**WHAT IS REQUIRED**:
Every line with the string "index" should be gathered.

+++

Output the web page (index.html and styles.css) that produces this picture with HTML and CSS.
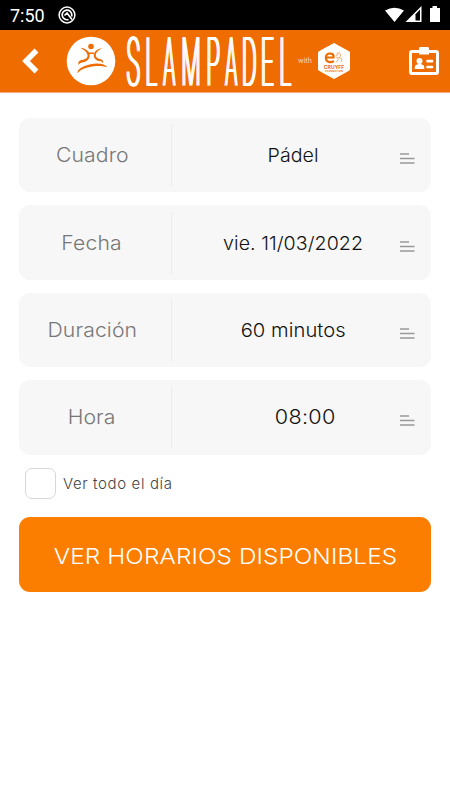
FILE: index.html
```html
<!DOCTYPE html>
<html lang="es">
<head>
<meta charset="utf-8">
<meta name="viewport" content="width=device-width, initial-scale=1">
<title>SlamPadel</title>
<link rel="stylesheet" href="styles.css">
</head>
<body>
<div class="status">
  <span class="clock">7:50</span>
  <svg class="dnd" width="18" height="18" viewBox="0 0 18 18" fill="none" stroke="#fff"><circle cx="9" cy="9" r="7.900" stroke-width="1.500"/><path d="M10.500 13.500A4.800 4.800 0 1 1 13.800 9v1.500M6.500 9.500 9 7l5 6.500" stroke-width="1.700"/></svg>
  <svg class="signals" width="56" height="18" viewBox="0 0 56 18"><path fill="#fff" d="M0 4.500Q9.500-1 19 4.500L9.500 16zM20.500 16 36.500 0v16z"/><path d="M30.500 8.200 35 3.500v11h-4.500z" fill="#000"/><path fill="#fff" d="M45 2h2.500V0h4.500v2H55v14H45z"/></svg>
</div>
<header class="topbar">
  <svg class="back" width="18" height="26" viewBox="0 0 18 26"><path d="M15.500 2.500 5 13l10.500 10.500" fill="none" stroke="#fff" stroke-width="5.500"/></svg>
  <svg class="logo" width="50" height="50" viewBox="0 0 50 50"><circle cx="25" cy="25" r="24.300" fill="#fff"/><g fill="#ee6c00"><circle cx="25" cy="10.500" r="2.800"/><path d="M14.500 11.800c5 .6 8 3.200 9 6 .8 3-.5 6.500-4.500 8-2.500 1-5 .5-6.500 3.200-.8-3 .8-4.500 3-5 4.500-.7 6.500-2.500 6-5-.6-3-3.500-5-7-7.200z"/><path d="M36.500 12.200c-4.500.4-7.500 2.500-8.500 5.300-.8 3 .5 6 4 7.200 2 .7 4-.2 5 2.800.5-3-1-4-2.500-4.200-3.500-.6-5-2.500-4.700-4.800.4-2.600 3-4.600 6.700-6.300zM22 16.500h7l-1 1.500h-5z"/><path d="M11.500 37.500c-.5-4 5-7.500 12-9 8-1.700 14-1 18 2.700-8-2-14-1.500-20 .3-5 1.500-7.500 2.500-10 6z"/></g></svg>
  <div class="wordmark"><span>S</span><span>L</span><span class="a">A</span><span class="wide">M</span><span>P</span><span class="a">A</span><span>D</span><span>E</span><span>L</span></div>
  <span class="with">with</span>
  <svg class="partner" width="32" height="36" viewBox="0 0 32 36"><path d="M16 .5 31.500 9v18L16 35.500.5 27V9z" fill="#fff" stroke="#fff" stroke-linejoin="round"/><path d="M8 14.500h7.500V13c0-3-5-3-6.500-1.500s-1.500 5 0 6.500 5 1 7 .3" fill="none" stroke="#ee6c00" stroke-width="2.200"/><path d="M18.500 10.500q3.500-2 4 1.500t-4 2l2 2-2.500 3.500m3-5 3 1.500-1 3M17.500 13l3-2" fill="none" stroke="#f49a55" stroke-width=".8"/><text x="5.800" y="25.500" class="p-name" textLength="20.500">CRUYFF</text><text x="7" y="29" class="p-sub" textLength="18">FOUNDATION</text></svg>
  <svg class="card-icon" width="30" height="28" viewBox="0 0 30 28"><rect x="1.500" y="4.500" width="27" height="22" rx="1.500" fill="none" stroke="#fff" stroke-width="3"/><path d="M10 1.200Q10 0 11.200 0h7.600Q20 0 20 1.200V7.500H10z" fill="#fff"/><circle cx="10.500" cy="14" r="3" fill="#fff"/><path d="M5.700 22v-2q0-2 3-2.700l1-.6V15h1.600v1.700l1 .6q3 .7 3 2.700v2z" fill="#fff"/><path d="M18.500 14.200h4.500M18.500 20h4.500" stroke="#fff" stroke-width="2.700" stroke-linecap="round"/></svg>
</header>
<main class="form">
  <div class="field"><span class="label"><span class="text">Cuadro</span></span><span class="value"><span class="text">Pádel</span></span><svg class="lines" width="15" height="12" viewBox="0 0 15 12"><path d="M0 1h9M0 5.500h14.500M0 10h14.500"/></svg></div>
  <div class="field"><span class="label"><span class="text">Fecha</span></span><span class="value date"><span class="text">vie. 11/03/2022</span></span><svg class="lines" width="15" height="12" viewBox="0 0 15 12"><path d="M0 1h9M0 5.500h14.500M0 10h14.500"/></svg></div>
  <div class="field"><span class="label"><span class="text">Duración</span></span><span class="value duration"><span class="text">60 minutos</span></span><svg class="lines" width="15" height="12" viewBox="0 0 15 12"><path d="M0 1h9M0 5.500h14.500M0 10h14.500"/></svg></div>
  <div class="field"><span class="label"><span class="text">Hora</span></span><span class="value time"><span class="text">08:00</span></span><svg class="lines" width="15" height="12" viewBox="0 0 15 12"><path d="M0 1h9M0 5.500h14.500M0 10h14.500"/></svg></div>
  <label class="allday"><span class="box"></span><span>Ver todo el día</span></label>
  <button class="submit" type="button"><span class="text">VER HORARIOS DISPONIBLES</span></button>
</main>
</body>
</html>
```

FILE: styles.css
```css
* { box-sizing: border-box; }
body { margin: 0; background: #fff; font-family: Inter, sans-serif; height: 800px; overflow: hidden; }
svg { display: block; flex: none; }
.status { height: 30px; background: #000; color: #fff; display: flex; align-items: center; padding: 0 9px 0 10px; }
.clock { font: 400 18px/30px Roboto, sans-serif; width: 48px; padding-top: 2px; }
.signals { margin-left: auto; }
.topbar { height: 63px; background: #ee6c00; border-bottom: 1px solid #f5a684; display: flex; align-items: center; padding: 0 11px 0 21px; }
.back { margin-right: 27px; }
.wordmark { display: flex; justify-content: space-between; width: 164px; height: 49px; margin: 2px 0 0 11px; color: #fff; font: 100 67px/49px Roboto, sans-serif; text-shadow: 1.5px 0 #fff, 3px 0 #fff, -3px 0 #fff, -1.5px 0 #fff, 3px .5px #fff, -3px .5px #fff, 0 .5px #fff; }
.wordmark span { width: 12.500px; display: flex; justify-content: center; transform: scaleX(.33); }
.wordmark .a { transform: scaleX(.29); }
.wordmark .wide { width: 20px; }
.with { width: 14px; margin-left: 7px; color: #fbd9bf; font-size: 7px; line-height: 10px; }
.partner { margin-left: 6px; }
.p-name { font: 700 5px Inter, sans-serif; fill: #ee6c00; }
.p-sub { font: 700 2.500px Inter, sans-serif; fill: #ee6c00; }
.card-icon { margin-left: auto; }
.form { padding: 25px 19px 0; display: flex; flex-direction: column; }
.field { height: 74.400px; margin-bottom: 13px; background: #f7f7f7; border-radius: 11px; display: flex; align-items: center; }
.text { display: inline-block; transform: scaleX(1.06); }
.label { width: 153px; height: 62px; line-height: 63.500px; padding-right: 6px; border-right: 1.500px solid #ececec; text-align: center; font-size: 20px; font-weight: 300; letter-spacing: .1px; color: #777; white-space: nowrap; }
.value { flex: 1; padding: 0 0 0 15px; text-align: center; font-size: 18.500px; font-weight: 300; letter-spacing: .05px; color: #111; white-space: nowrap; }
.duration .text { transform: scaleX(1.09); }
.time { padding-left: 39px; font-size: 20px; letter-spacing: .3px; }
.time .text { transform: scaleX(1.08); }
.lines { margin: 8px 16.500px 0 0; fill: none; stroke: #999; stroke-width: 1.500; }
.allday { display: flex; align-items: center; height: 31px; margin-left: 6px; gap: 7px; font-size: 15px; font-weight: 300; letter-spacing: .62px; color: #444; }
.box { width: 31px; height: 31px; border: 1px solid #d8d8d8; border-radius: 7px; }
.submit { height: 74.500px; margin-top: 18.900px; padding: 2px 0 0; border: 0; border-radius: 11px; background: #fc7e00; color: #fff; font: 300 22px/1 Inter, sans-serif; letter-spacing: .100px; white-space: nowrap; }
.submit .text { transform: scaleX(1.105); }
```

+++

**WRITTEN REPLY**:
Output the web page (index.html and styles.css) that produces this picture with HTML and CSS.
FILE: index.html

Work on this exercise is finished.